• EXERCISE DETAILS:
Go through the material below and copy each line where the word "components" appears.

:: LISTING ::

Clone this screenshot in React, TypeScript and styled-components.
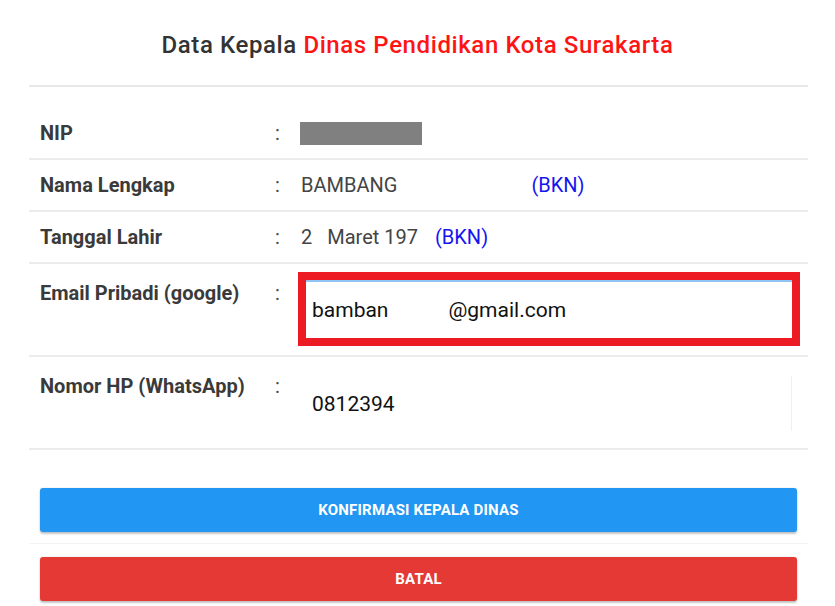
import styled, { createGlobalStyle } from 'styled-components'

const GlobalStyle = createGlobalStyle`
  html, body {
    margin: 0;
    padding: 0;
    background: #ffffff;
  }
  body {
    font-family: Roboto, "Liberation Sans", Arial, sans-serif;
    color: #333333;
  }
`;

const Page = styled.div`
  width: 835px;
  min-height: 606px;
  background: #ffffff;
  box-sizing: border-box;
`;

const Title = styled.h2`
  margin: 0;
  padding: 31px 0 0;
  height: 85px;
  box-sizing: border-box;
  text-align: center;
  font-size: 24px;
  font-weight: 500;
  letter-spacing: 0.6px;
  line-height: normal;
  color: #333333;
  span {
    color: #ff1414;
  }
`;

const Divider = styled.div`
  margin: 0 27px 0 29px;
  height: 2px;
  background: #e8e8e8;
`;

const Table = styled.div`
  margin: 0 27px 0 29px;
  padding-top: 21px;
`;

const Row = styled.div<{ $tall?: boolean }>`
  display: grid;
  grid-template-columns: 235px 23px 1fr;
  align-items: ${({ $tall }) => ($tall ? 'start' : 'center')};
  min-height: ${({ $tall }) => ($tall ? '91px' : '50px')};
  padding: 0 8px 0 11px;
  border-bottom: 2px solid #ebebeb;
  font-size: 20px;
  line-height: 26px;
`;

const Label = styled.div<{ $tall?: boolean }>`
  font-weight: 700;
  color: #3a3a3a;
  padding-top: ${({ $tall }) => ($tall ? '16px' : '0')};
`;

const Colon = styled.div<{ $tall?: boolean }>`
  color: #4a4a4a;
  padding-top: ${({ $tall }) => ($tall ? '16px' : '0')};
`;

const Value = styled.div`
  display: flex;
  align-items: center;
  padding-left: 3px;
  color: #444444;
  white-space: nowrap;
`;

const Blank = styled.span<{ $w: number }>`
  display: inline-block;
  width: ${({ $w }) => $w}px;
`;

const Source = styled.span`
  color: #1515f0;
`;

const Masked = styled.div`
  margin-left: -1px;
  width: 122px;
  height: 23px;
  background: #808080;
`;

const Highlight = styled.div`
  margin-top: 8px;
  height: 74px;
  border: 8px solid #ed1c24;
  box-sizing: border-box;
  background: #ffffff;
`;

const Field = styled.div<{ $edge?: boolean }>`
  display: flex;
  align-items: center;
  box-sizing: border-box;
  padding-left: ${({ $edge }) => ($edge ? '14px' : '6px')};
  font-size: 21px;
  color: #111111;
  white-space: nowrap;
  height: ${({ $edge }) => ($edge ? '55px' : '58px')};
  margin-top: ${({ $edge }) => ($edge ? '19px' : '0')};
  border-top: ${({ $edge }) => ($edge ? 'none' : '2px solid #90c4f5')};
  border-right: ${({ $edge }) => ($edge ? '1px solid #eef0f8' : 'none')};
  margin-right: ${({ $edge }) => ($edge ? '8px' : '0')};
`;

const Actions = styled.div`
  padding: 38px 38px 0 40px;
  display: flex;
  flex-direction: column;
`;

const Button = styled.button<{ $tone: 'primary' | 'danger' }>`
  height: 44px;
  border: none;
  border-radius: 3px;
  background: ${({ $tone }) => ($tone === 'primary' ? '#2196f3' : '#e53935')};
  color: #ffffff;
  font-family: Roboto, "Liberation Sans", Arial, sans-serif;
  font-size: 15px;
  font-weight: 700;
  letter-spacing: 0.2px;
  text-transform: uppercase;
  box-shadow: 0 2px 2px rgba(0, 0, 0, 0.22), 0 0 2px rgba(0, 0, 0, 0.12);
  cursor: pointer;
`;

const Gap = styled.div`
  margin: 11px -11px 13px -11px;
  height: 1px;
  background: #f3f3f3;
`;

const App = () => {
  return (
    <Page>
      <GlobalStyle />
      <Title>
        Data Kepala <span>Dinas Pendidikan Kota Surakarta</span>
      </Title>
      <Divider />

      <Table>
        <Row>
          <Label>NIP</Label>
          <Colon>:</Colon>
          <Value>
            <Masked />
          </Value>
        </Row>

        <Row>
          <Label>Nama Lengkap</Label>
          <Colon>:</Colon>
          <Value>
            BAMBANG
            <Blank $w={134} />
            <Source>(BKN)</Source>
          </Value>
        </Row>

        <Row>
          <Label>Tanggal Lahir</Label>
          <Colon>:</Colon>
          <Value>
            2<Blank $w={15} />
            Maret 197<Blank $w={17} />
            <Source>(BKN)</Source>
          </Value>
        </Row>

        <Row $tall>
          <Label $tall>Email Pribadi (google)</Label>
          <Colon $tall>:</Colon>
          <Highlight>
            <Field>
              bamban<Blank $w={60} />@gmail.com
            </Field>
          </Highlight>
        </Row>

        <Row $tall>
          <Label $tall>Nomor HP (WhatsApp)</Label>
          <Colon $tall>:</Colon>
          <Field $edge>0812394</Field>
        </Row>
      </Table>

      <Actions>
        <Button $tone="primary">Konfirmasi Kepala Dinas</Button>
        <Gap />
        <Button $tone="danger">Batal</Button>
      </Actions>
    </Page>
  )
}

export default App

:::
:: LISTING ::

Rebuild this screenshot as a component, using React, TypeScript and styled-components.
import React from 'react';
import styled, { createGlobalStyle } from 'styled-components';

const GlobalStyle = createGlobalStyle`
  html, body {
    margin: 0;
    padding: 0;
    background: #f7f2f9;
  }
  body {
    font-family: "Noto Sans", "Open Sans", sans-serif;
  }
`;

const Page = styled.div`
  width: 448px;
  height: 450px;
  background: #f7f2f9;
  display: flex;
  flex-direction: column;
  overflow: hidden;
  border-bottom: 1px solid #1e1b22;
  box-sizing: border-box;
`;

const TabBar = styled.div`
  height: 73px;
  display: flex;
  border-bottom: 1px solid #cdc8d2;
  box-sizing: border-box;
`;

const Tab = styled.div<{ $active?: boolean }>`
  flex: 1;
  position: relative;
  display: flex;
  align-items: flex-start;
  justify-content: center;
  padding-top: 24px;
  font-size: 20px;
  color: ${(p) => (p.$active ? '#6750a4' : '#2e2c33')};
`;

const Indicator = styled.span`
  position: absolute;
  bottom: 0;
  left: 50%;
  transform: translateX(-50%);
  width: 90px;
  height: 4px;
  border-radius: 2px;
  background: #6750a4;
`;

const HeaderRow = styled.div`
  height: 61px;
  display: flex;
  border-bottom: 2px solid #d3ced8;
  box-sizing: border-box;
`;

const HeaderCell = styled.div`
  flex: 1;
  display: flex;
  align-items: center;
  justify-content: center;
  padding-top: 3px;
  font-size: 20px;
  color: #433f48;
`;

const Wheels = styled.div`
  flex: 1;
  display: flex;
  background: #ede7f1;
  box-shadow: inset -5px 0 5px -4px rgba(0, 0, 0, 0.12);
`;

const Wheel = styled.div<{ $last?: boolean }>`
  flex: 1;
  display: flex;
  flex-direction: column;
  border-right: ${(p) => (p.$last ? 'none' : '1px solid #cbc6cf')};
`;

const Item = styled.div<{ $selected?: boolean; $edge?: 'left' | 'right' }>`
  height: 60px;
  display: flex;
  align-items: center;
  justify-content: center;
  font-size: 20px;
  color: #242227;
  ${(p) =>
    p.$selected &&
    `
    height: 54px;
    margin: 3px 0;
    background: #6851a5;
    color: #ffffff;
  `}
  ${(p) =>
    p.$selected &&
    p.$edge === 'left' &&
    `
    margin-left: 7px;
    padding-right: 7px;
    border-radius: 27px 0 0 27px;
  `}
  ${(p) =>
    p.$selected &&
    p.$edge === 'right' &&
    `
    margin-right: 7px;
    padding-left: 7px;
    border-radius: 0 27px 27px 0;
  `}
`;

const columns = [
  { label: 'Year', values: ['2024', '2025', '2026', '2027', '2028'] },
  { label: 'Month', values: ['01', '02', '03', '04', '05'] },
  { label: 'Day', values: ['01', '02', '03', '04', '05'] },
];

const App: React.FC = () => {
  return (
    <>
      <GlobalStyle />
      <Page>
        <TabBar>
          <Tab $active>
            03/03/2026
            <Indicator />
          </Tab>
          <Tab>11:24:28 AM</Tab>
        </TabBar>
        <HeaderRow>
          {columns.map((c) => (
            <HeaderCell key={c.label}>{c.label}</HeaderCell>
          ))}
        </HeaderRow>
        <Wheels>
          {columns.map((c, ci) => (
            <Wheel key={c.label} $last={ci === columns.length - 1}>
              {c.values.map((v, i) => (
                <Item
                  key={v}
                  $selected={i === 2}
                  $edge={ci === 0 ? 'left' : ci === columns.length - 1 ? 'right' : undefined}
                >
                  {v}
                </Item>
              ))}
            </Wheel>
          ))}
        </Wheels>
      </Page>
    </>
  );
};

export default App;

:::
:: LISTING ::

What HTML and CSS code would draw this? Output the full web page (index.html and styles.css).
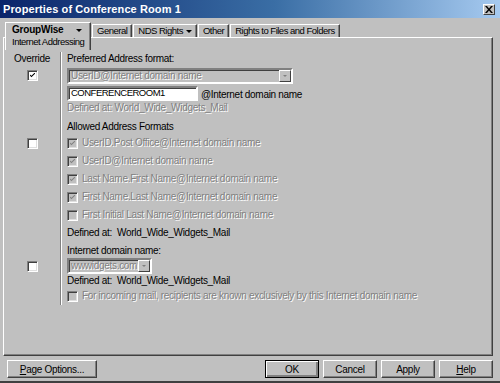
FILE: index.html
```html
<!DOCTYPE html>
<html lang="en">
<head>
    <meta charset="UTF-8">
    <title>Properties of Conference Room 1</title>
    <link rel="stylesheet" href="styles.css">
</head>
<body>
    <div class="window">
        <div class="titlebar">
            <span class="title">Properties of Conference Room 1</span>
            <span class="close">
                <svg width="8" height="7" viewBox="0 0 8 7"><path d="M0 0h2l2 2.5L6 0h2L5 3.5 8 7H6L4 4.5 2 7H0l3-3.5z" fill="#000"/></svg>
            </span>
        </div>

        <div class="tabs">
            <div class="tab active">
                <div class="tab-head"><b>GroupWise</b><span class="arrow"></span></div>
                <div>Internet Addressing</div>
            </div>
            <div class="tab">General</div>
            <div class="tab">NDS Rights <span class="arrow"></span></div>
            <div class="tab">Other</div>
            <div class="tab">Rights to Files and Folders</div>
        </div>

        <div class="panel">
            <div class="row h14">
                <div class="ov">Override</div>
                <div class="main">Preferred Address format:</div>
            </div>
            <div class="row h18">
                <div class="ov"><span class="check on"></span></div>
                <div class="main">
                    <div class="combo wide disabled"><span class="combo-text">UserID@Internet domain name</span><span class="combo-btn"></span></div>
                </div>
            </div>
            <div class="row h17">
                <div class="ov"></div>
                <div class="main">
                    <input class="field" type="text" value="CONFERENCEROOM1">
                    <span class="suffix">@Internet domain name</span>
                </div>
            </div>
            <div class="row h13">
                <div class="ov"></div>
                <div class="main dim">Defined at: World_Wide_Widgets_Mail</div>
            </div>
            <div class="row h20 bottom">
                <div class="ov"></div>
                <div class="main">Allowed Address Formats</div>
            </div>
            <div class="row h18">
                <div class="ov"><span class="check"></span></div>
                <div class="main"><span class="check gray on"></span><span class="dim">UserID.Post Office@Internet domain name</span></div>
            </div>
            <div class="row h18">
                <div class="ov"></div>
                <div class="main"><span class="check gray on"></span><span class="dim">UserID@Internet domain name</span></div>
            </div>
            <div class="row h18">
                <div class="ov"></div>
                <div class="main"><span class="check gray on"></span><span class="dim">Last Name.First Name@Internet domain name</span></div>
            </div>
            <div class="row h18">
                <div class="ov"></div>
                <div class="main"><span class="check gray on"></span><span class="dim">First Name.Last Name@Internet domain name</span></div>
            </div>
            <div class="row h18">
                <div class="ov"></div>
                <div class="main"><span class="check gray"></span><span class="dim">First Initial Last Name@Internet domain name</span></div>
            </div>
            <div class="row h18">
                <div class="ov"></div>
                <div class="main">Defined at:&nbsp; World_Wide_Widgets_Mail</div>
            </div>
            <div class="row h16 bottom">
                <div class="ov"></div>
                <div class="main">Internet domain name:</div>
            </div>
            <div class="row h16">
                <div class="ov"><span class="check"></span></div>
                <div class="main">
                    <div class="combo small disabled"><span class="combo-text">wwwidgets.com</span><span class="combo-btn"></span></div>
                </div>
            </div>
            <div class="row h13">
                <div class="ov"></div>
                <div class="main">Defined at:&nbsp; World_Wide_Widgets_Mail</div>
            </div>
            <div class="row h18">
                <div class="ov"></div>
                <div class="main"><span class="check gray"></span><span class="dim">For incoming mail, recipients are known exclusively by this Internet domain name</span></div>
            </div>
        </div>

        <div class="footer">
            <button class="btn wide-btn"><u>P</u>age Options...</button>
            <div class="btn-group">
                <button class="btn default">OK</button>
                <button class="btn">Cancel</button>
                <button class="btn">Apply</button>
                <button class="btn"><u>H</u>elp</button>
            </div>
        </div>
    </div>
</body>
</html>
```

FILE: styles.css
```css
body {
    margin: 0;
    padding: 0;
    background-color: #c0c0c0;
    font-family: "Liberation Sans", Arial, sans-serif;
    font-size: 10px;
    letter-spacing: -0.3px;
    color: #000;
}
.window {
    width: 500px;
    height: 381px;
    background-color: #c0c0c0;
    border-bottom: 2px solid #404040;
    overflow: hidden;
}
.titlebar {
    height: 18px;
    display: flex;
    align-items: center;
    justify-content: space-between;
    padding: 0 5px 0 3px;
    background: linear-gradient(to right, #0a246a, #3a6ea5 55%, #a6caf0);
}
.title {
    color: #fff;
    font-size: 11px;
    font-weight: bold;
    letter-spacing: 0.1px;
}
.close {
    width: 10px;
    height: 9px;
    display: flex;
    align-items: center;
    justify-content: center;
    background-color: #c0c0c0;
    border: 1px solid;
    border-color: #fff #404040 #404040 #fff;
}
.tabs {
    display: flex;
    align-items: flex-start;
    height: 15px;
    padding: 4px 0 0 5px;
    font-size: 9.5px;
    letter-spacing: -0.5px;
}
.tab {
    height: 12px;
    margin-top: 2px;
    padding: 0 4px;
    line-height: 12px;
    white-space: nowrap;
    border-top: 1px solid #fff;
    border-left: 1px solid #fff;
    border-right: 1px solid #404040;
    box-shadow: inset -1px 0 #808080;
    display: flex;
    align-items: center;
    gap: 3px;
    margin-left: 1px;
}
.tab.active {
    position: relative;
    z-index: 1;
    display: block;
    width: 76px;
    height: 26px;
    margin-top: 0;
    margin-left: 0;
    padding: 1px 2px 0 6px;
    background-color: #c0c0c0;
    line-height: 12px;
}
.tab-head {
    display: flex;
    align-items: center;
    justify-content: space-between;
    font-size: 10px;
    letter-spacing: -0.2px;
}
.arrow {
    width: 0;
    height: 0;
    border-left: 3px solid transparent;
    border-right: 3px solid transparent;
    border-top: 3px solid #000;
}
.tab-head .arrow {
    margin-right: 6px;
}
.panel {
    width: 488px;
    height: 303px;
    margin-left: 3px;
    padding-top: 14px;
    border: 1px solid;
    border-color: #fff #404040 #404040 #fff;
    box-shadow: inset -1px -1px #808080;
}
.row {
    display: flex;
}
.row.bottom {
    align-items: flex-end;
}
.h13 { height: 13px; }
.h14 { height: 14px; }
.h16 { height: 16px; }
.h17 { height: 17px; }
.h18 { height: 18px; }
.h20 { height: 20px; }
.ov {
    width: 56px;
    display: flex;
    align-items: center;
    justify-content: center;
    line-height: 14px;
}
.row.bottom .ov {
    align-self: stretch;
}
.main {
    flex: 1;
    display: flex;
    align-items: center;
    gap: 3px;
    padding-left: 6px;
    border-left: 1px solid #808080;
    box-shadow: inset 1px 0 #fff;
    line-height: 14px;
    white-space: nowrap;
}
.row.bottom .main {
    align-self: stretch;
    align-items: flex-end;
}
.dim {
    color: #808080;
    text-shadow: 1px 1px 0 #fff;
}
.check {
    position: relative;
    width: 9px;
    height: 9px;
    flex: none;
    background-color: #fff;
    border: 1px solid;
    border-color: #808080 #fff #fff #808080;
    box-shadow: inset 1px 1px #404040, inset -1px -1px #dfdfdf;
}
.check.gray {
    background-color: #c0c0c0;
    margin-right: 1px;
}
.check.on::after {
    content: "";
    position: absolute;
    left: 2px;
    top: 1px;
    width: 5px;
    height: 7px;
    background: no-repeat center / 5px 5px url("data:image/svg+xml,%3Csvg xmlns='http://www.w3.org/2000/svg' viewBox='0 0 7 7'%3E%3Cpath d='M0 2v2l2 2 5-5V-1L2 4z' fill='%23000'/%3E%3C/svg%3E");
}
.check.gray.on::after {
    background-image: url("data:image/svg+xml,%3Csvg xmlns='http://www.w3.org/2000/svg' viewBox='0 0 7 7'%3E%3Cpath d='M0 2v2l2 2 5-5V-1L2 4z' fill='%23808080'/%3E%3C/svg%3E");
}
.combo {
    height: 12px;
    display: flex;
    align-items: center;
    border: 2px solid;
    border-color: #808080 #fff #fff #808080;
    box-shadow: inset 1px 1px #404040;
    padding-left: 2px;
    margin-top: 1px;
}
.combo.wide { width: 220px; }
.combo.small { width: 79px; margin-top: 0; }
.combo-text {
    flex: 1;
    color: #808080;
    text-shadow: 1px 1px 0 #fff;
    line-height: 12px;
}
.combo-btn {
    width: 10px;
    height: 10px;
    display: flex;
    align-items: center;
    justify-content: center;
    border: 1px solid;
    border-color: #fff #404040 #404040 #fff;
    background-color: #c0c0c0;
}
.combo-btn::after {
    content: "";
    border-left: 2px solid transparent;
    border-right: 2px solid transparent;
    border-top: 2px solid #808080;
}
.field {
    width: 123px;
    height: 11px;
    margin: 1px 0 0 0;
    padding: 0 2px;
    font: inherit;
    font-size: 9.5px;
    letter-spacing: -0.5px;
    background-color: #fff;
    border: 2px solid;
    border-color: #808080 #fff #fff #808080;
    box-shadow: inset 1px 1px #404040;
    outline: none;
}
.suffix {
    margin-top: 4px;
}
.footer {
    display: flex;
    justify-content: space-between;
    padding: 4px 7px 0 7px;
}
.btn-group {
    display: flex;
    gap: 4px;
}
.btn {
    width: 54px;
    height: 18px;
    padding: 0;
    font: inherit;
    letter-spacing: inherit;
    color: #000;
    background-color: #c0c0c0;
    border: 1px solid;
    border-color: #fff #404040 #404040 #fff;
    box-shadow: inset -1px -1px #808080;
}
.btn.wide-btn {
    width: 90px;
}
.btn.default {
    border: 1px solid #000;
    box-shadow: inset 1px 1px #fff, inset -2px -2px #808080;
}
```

:::

• COMPLETED TASK:
Clone this screenshot in React, TypeScript and styled-components.
import styled, { createGlobalStyle } from 'styled-components'
Rebuild this screenshot as a component, using React, TypeScript and styled-components.
import styled, { createGlobalStyle } from 'styled-components';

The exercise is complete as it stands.